Making One laugh

BBC unveils autumn comedies

BBC One has unveiled its autumn schedules, boasting a host of new comedy shows.

Pride of place goes to British-Iranian comic Omid Djalili, whose stand-up and sketch show makes its prime-time debut.

A BBC spokesman said Djalili would be ‘invoking the spirit of Dave Allen’ in a show that ‘takes a grown-up swipe at modern-day life in a multicultural society’.

Hugh Dennis, Claire Skinner and Samantha Bond star in Outnumbered, a new semi-improvised comedy about two parents and their three young children, written by Drop The Dead Donkey creators Guy Jenkin and Andy Hamilton.

Alexander Armstrong and Ben Miller return with a new sketch show, boasting more than 100 characters, including Pru and Miranda, who run a grossly inefficient vegetarian restaurant in Hampstead; retired Essex gangster and self-appointed guardian of public decency, Mr Foley; and Tony and Dimitri, a Keegan-esque football manager and his Russian oligarch boss.
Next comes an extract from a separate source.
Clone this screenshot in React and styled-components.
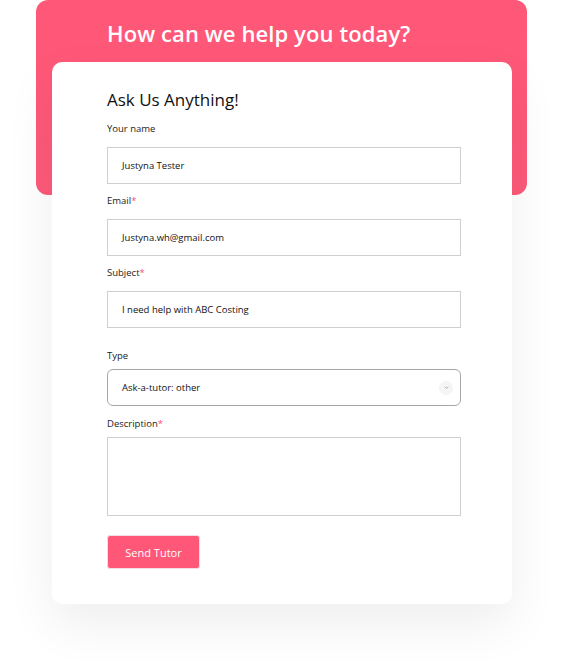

Jeremy Dyson from The League Of Gentlemen also worked on the show as ‘script guru’.

Armstrong also appears in the new comedy-drama Mutual Friends, about a family shaken up by the reappearance of an old friend, who is glib, self-confident, popular and pathologically immature. Marc Warren and Keeley Hawes co-star

Spaced actress Jessica Hynes (née Stevenson) stars opposite David Tennant in another comedy-drama, Learners, about a group of L-plate drivers.

In the show, which she also wrote, Hynes plays Bev, a downtrodden wife who's failed her driving test eight times, thanks to her husband's impatient approach in teaching her how.

Tennant swaps his Doctor Who cool to play the geeky Chris, a devout Christian and professional instructor assigned to Bev. In turn, she develops a crush on him.

And Lee Evans stars in a third comedy-drama,People Like Us, set-around a middle-class dinner party and also features Rupert Graves, George Cole, Alison Steadman and Jessie Wallace.

The new schedules also see the return of Lee Mack and Tim Vine in Not Going Out; Nicholas Lyndhurst in After You've Gone, the divorce sitcom created by My Family’s Fred Barron; and John Sullivan's Only Fools And Horses spin-off The Green Green Grass.

Michael Palin’s next travel series will also air this autumn, exploring the ‘mysterious chunk’ of Europe that was behind the Iron Curtain, including Albania, Estonia, Slovakia and Slovenia, Bulgaria and Poland.